Job: Copy the data below exactly, omitting any picture it contains.

Given information:
◆ ◆ ◆ ◆ ◆ ◆ ◆

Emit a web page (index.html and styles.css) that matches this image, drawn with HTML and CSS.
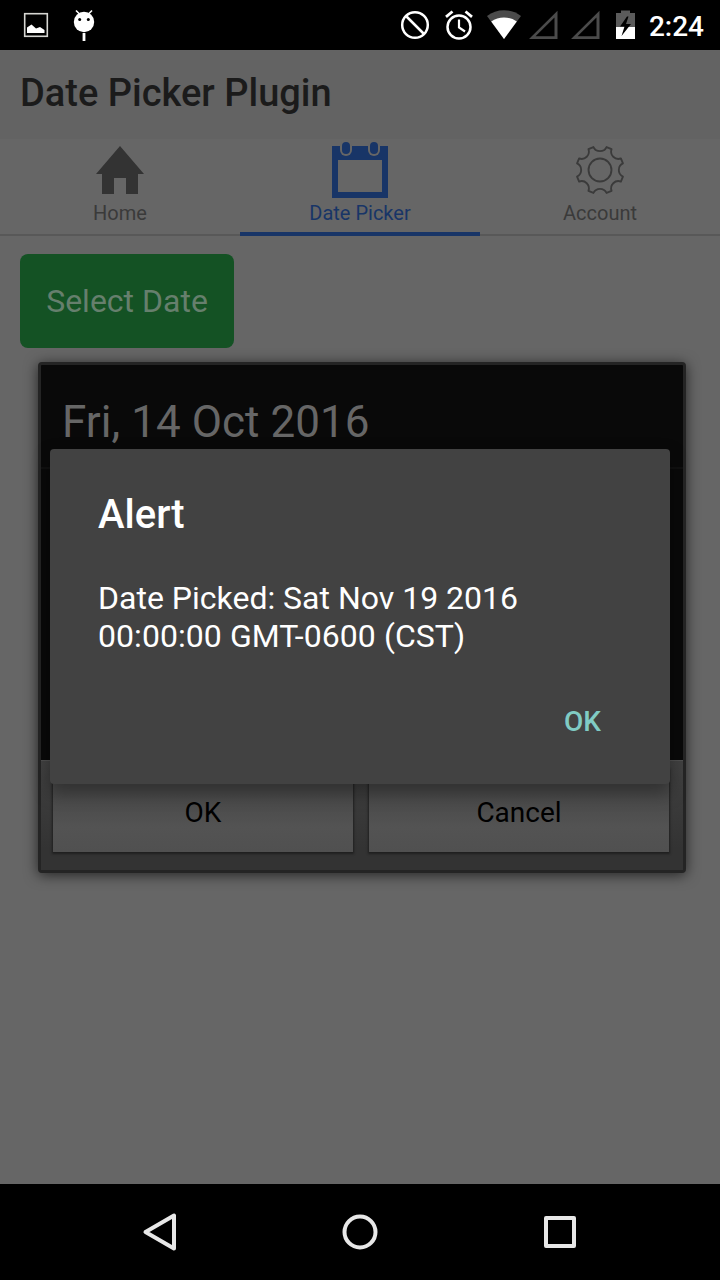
FILE: index.html
```html
<!DOCTYPE html>
<html lang="en">
<head>
<meta charset="utf-8">
<title>Date Picker Plugin</title>
<link rel="stylesheet" href="styles.css">
</head>
<body>
<div class="screen">
  <div class="status">
    <svg class="status-left" width="80" height="50" viewBox="20 0 80 50">
      <rect x="24.7" y="13.7" width="22.6" height="22.6" fill="none" stroke="#d6d6d2" stroke-width="1.6"/>
      <path d="M27 33v-5.500l4.500-3 4.500 4 4-1.500 4.500 3v3z" fill="#fff"/>
      <path d="M76 10.500l4 4M92 10.500l-4 4" stroke="#fff" stroke-width="1.600"/>
      <circle cx="84" cy="22" r="10.200" fill="#fff"/>
      <circle cx="79.700" cy="19.500" r="1.500"/><circle cx="88.300" cy="19.500" r="1.500"/>
      <path d="M84 33v8" stroke="#fff" stroke-width="2.800"/>
    </svg>
    <svg class="status-right" width="240" height="50" viewBox="400 0 240 50">
      <g fill="none" stroke="#fff" stroke-width="2.500">
        <circle cx="415" cy="25" r="12.800"/>
        <path d="M406 16l18 18"/>
        <circle cx="459" cy="27" r="11.500"/>
        <path d="M459 19.500v8l6 4" stroke-width="2.200"/>
        <path d="M446 16.800l6.500-5.300M472 16.800l-6.500-5.300" stroke-width="2.800"/>
      </g>
      <path d="M487 16a28 28 0 0 1 34 0l-17 23z" fill="#4b4b4b"/>
      <path d="M491.200 21.500a22 22 0 0 1 25.600 0L504 39z" fill="#fff"/>
      <path d="M529 39L557.500 10.800V39zM535.500 36.300h19V17.400zM571 39L599.500 10.800V39zM577.500 36.300h19V17.400z" fill="#4b4b4b" fill-rule="evenodd"/>
      <path d="M616 13h5v-2.500h9V13h5v14h-19z" fill="#5b5b5b"/>
      <path d="M616 27h19v12h-19z" fill="#fff"/>
      <path d="M627 16.500l-7 10h4.500l-3 9.500 9.500-12h-5l2.500-7.500z" fill="#000"/>
    </svg>
    <span class="clock">2:24</span>
  </div>
  <header class="header"><h1 class="title">Date Picker Plugin</h1></header>
  <nav class="tabs">
    <div class="tab">
      <svg class="tab-icon" width="60" height="60" viewBox="0 0 60 60"><path d="M30 6L54 34h-6v20H36V38H24v16H12V34H6z" fill="#333"/></svg>
      <span class="tab-label">Home</span>
    </div>
    <div class="tab tab-active">
      <svg class="tab-icon" width="60" height="60" viewBox="0 0 60 60">
        <path d="M2 6h56v52H2zM8 20v32h44V20z" fill="#183567" fill-rule="evenodd"/>
        <rect x="10" y="0" width="12" height="16" rx="6" fill="#666"/><rect x="38" y="0" width="12" height="16" rx="6" fill="#666"/>
        <rect x="12" y="2" width="8" height="12" rx="4" fill="#183567"/><rect x="40" y="2" width="8" height="12" rx="4" fill="#183567"/>
      </svg>
      <span class="tab-label">Date Picker</span>
    </div>
    <div class="tab">
      <svg class="tab-icon" width="60" height="60" viewBox="-29.3 -29.3 58.600 58.600">
        <g fill="none" stroke="#3a3a3a" stroke-width="1.800" stroke-linejoin="round">
          <circle r="11.200"/>
          <path d="M-6.400-22.400A7.100 7.100 0 0 0 6.400-22.400L11.300-20.400A7.100 7.100 0 0 0 20.400-11.300L22.400-6.400A7.100 7.100 0 0 0 22.400 6.400L20.400 11.300A7.100 7.100 0 0 0 11.300 20.400L6.400 22.400A7.100 7.100 0 0 0-6.400 22.400L-11.300 20.400A7.100 7.100 0 0 0-20.400 11.300L-22.400 6.400A7.100 7.100 0 0 0-22.400-6.400L-20.400-11.300A7.100 7.100 0 0 0-11.300-20.400z"/>
        </g>
      </svg>
      <span class="tab-label">Account</span>
    </div>
  </nav>
  <main class="content"><button class="select">Select Date</button></main>
  <footer class="navbar">
    <svg class="nav-icons" width="720" height="96" viewBox="0 0 720 96" fill="none" stroke="#e8e8e8" stroke-width="4" stroke-linejoin="round">
      <path d="M145.500 48L174 31.500v33z"/><circle cx="360" cy="48" r="15.500"/><rect x="546" y="34" width="28" height="28"/>
    </svg>
  </footer>

  <section class="picker">
    <div class="picker-title">Fri, 14 Oct 2016</div>
    <div class="picker-body"></div>
    <div class="picker-actions"><button class="picker-btn">OK</button><button class="picker-btn">Cancel</button></div>
  </section>
  <section class="alert">
    <h2 class="alert-title">Alert</h2>
    <p class="alert-text">Date Picked: Sat Nov 19 2016<br><span class="alert-time">00:00:00 GMT-0600 (CST)</span></p>
    <button class="alert-ok">OK</button>
  </section>
</div>
</body>
</html>
```
FILE: styles.css
```css
* { box-sizing: border-box; margin: 0; padding: 0; }
body { font-family: Roboto, sans-serif; background: #666; }
button { font: inherit; border: 0; }
svg { display: block; }
.screen { position: relative; width: 720px; height: 1280px; display: flex; flex-direction: column; overflow: hidden; background: #666; }
.status { height: 50px; background: #000; display: flex; align-items: center; padding: 0 16px 0 20px; }
.status-right { margin-left: auto; }
.clock { width: 64px; text-align: right; white-space: nowrap; color: #fff; font-size: 28px; font-weight: 500; line-height: 50px; padding-top: 3px; }
.header { height: 89px; background: #636363; padding: 0 20px; }
.title { font-size: 38px; font-weight: 500; line-height: 86px; color: #1b1b1b; white-space: nowrap; }
.tabs { height: 97px; display: flex; border-bottom: 2px solid #585858; }
.tab { flex: 1; height: 97px; display: flex; flex-direction: column; align-items: center; padding-top: 1px; color: #3a3a3a; }
.tab-active { color: #183567; border-bottom: 4px solid #183567; }
.tab-label { font-size: 20px; line-height: 24px; margin-top: 1px; }
.content { flex: 1; padding: 18px 20px; }
.select { display: block; width: 214px; height: 94px; border-radius: 8px; background: #145224; color: #667f6d; font-size: 32px; }
.navbar { height: 96px; background: #000; }
.picker { position: absolute; left: 38px; top: 362px; width: 648px; height: 511px; border: 3px solid #242424; border-radius: 4px; background: #090909; box-shadow: 0 2px 14px rgba(0,0,0,.65); display: flex; flex-direction: column; }
.picker-title { height: 104px; border-bottom: 2px solid #101010; padding-left: 21px; font-size: 44px; line-height: 115px; letter-spacing: .05px; color: #666; }
.picker-body { flex: 1; }
.picker-actions { height: 110px; display: flex; gap: 16px; padding: 8px 14px 18px 12px; background: linear-gradient(#414141, #333 80%); border-top: 1px solid #505050; }
.picker-btn { flex: 1; background: linear-gradient(#484848, #484848 30%, #535353 70%, #505050); box-shadow: 0 1px 2px 1px #202020; color: #000; font-size: 28px; padding-top: 3px; }
.alert { position: absolute; left: 50px; top: 449px; width: 620px; height: 335px; border-radius: 4px; background: #424242; color: #fff; box-shadow: 0 8px 18px rgba(0,0,0,.35); display: flex; flex-direction: column; padding: 42px 48px 0; }
.alert-title { font-size: 40px; font-weight: 500; line-height: 48px; }
.alert-text { margin-top: 40px; font-size: 32px; line-height: 38px; white-space: nowrap; }
.alert-time { letter-spacing: .06px; }
.alert-ok { align-self: flex-end; margin: 50px 21px 0 0; background: none; color: #80cbc4; font-size: 28px; font-weight: 500; line-height: 34px; }
```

◆ ◆ ◆ ◆ ◆ ◆ ◆

Result of this task:
Emit a web page (index.html and styles.css) that matches this image, drawn with HTML and CSS.
FILE: index.html
```html
<!DOCTYPE html>
<html lang="en">
<head>
<meta charset="utf-8">
<title>Date Picker Plugin</title>
<link rel="stylesheet" href="styles.css">
</head>
<body>
<div class="screen">
  <div class="status">
    <svg class="status-left" width="80" height="50" viewBox="20 0 80 50">
      <rect x="24.7" y="13.7" width="22.6" height="22.6" fill="none" stroke="#d6d6d2" stroke-width="1.6"/>
      <path d="M27 33v-5.500l4.500-3 4.500 4 4-1.500 4.500 3v3z" fill="#fff"/>
      <path d="M76 10.500l4 4M92 10.500l-4 4" stroke="#fff" stroke-width="1.600"/>
      <circle cx="84" cy="22" r="10.200" fill="#fff"/>
      <circle cx="79.700" cy="19.500" r="1.500"/><circle cx="88.300" cy="19.500" r="1.500"/>
      <path d="M84 33v8" stroke="#fff" stroke-width="2.800"/>
    </svg>
    <svg class="status-right" width="240" height="50" viewBox="400 0 240 50">
      <g fill="none" stroke="#fff" stroke-width="2.500">
        <circle cx="415" cy="25" r="12.800"/>
        <path d="M406 16l18 18"/>
        <circle cx="459" cy="27" r="11.500"/>
        <path d="M459 19.500v8l6 4" stroke-width="2.200"/>
        <path d="M446 16.800l6.500-5.300M472 16.800l-6.500-5.300" stroke-width="2.800"/>
      </g>
      <path d="M487 16a28 28 0 0 1 34 0l-17 23z" fill="#4b4b4b"/>
      <path d="M491.200 21.500a22 22 0 0 1 25.600 0L504 39z" fill="#fff"/>
      <path d="M529 39L557.500 10.800V39zM535.500 36.300h19V17.400zM571 39L599.500 10.800V39zM577.500 36.300h19V17.400z" fill="#4b4b4b" fill-rule="evenodd"/>
      <path d="M616 13h5v-2.500h9V13h5v14h-19z" fill="#5b5b5b"/>
      <path d="M616 27h19v12h-19z" fill="#fff"/>
      <path d="M627 16.500l-7 10h4.500l-3 9.500 9.500-12h-5l2.500-7.500z" fill="#000"/>
    </svg>
    <span class="clock">2:24</span>
  </div>
  <header class="header"><h1 class="title">Date Picker Plugin</h1></header>
  <nav class="tabs">
    <div class="tab">
      <svg class="tab-icon" width="60" height="60" viewBox="0 0 60 60"><path d="M30 6L54 34h-6v20H36V38H24v16H12V34H6z" fill="#333"/></svg>
      <span class="tab-label">Home</span>
    </div>
    <div class="tab tab-active">
      <svg class="tab-icon" width="60" height="60" viewBox="0 0 60 60">
        <path d="M2 6h56v52H2zM8 20v32h44V20z" fill="#183567" fill-rule="evenodd"/>
        <rect x="10" y="0" width="12" height="16" rx="6" fill="#666"/><rect x="38" y="0" width="12" height="16" rx="6" fill="#666"/>
        <rect x="12" y="2" width="8" height="12" rx="4" fill="#183567"/><rect x="40" y="2" width="8" height="12" rx="4" fill="#183567"/>
      </svg>
      <span class="tab-label">Date Picker</span>
    </div>
    <div class="tab">
      <svg class="tab-icon" width="60" height="60" viewBox="-29.3 -29.3 58.600 58.600">
        <g fill="none" stroke="#3a3a3a" stroke-width="1.800" stroke-linejoin="round">
          <circle r="11.200"/>
          <path d="M-6.400-22.400A7.100 7.100 0 0 0 6.400-22.400L11.300-20.400A7.100 7.100 0 0 0 20.400-11.300L22.400-6.400A7.100 7.100 0 0 0 22.400 6.400L20.400 11.300A7.100 7.100 0 0 0 11.300 20.400L6.400 22.400A7.100 7.100 0 0 0-6.400 22.400L-11.300 20.400A7.100 7.100 0 0 0-20.400 11.300L-22.400 6.400A7.100 7.100 0 0 0-22.400-6.400L-20.400-11.300A7.100 7.100 0 0 0-11.300-20.400z"/>
        </g>
      </svg>
      <span class="tab-label">Account</span>
    </div>
  </nav>
  <main class="content"><button class="select">Select Date</button></main>
  <footer class="navbar">
    <svg class="nav-icons" width="720" height="96" viewBox="0 0 720 96" fill="none" stroke="#e8e8e8" stroke-width="4" stroke-linejoin="round">
      <path d="M145.500 48L174 31.500v33z"/><circle cx="360" cy="48" r="15.500"/><rect x="546" y="34" width="28" height="28"/>
    </svg>
  </footer>

  <section class="picker">
    <div class="picker-title">Fri, 14 Oct 2016</div>
    <div class="picker-body"></div>
    <div class="picker-actions"><button class="picker-btn">OK</button><button class="picker-btn">Cancel</button></div>
  </section>
  <section class="alert">
    <h2 class="alert-title">Alert</h2>
    <p class="alert-text">Date Picked: Sat Nov 19 2016<br><span class="alert-time">00:00:00 GMT-0600 (CST)</span></p>
    <button class="alert-ok">OK</button>
  </section>
</div>
</body>
</html>
```
FILE: styles.css
```css
* { box-sizing: border-box; margin: 0; padding: 0; }
body { font-family: Roboto, sans-serif; background: #666; }
button { font: inherit; border: 0; }
svg { display: block; }
.screen { position: relative; width: 720px; height: 1280px; display: flex; flex-direction: column; overflow: hidden; background: #666; }
.status { height: 50px; background: #000; display: flex; align-items: center; padding: 0 16px 0 20px; }
.status-right { margin-left: auto; }
.clock { width: 64px; text-align: right; white-space: nowrap; color: #fff; font-size: 28px; font-weight: 500; line-height: 50px; padding-top: 3px; }
.header { height: 89px; background: #636363; padding: 0 20px; }
.title { font-size: 38px; font-weight: 500; line-height: 86px; color: #1b1b1b; white-space: nowrap; }
.tabs { height: 97px; display: flex; border-bottom: 2px solid #585858; }
.tab { flex: 1; height: 97px; display: flex; flex-direction: column; align-items: center; padding-top: 1px; color: #3a3a3a; }
.tab-active { color: #183567; border-bottom: 4px solid #183567; }
.tab-label { font-size: 20px; line-height: 24px; margin-top: 1px; }
.content { flex: 1; padding: 18px 20px; }
.select { display: block; width: 214px; height: 94px; border-radius: 8px; background: #145224; color: #667f6d; font-size: 32px; }
.navbar { height: 96px; background: #000; }
.picker { position: absolute; left: 38px; top: 362px; width: 648px; height: 511px; border: 3px solid #242424; border-radius: 4px; background: #090909; box-shadow: 0 2px 14px rgba(0,0,0,.65); display: flex; flex-direction: column; }
.picker-title { height: 104px; border-bottom: 2px solid #101010; padding-left: 21px; font-size: 44px; line-height: 115px; letter-spacing: .05px; color: #666; }
.picker-body { flex: 1; }
.picker-actions { height: 110px; display: flex; gap: 16px; padding: 8px 14px 18px 12px; background: linear-gradient(#414141, #333 80%); border-top: 1px solid #505050; }
.picker-btn { flex: 1; background: linear-gradient(#484848, #484848 30%, #535353 70%, #505050); box-shadow: 0 1px 2px 1px #202020; color: #000; font-size: 28px; padding-top: 3px; }
.alert { position: absolute; left: 50px; top: 449px; width: 620px; height: 335px; border-radius: 4px; background: #424242; color: #fff; box-shadow: 0 8px 18px rgba(0,0,0,.35); display: flex; flex-direction: column; padding: 42px 48px 0; }
.alert-title { font-size: 40px; font-weight: 500; line-height: 48px; }
.alert-text { margin-top: 40px; font-size: 32px; line-height: 38px; white-space: nowrap; }
.alert-time { letter-spacing: .06px; }
.alert-ok { align-self: flex-end; margin: 50px 21px 0 0; background: none; color: #80cbc4; font-size: 28px; font-weight: 500; line-height: 34px; }
```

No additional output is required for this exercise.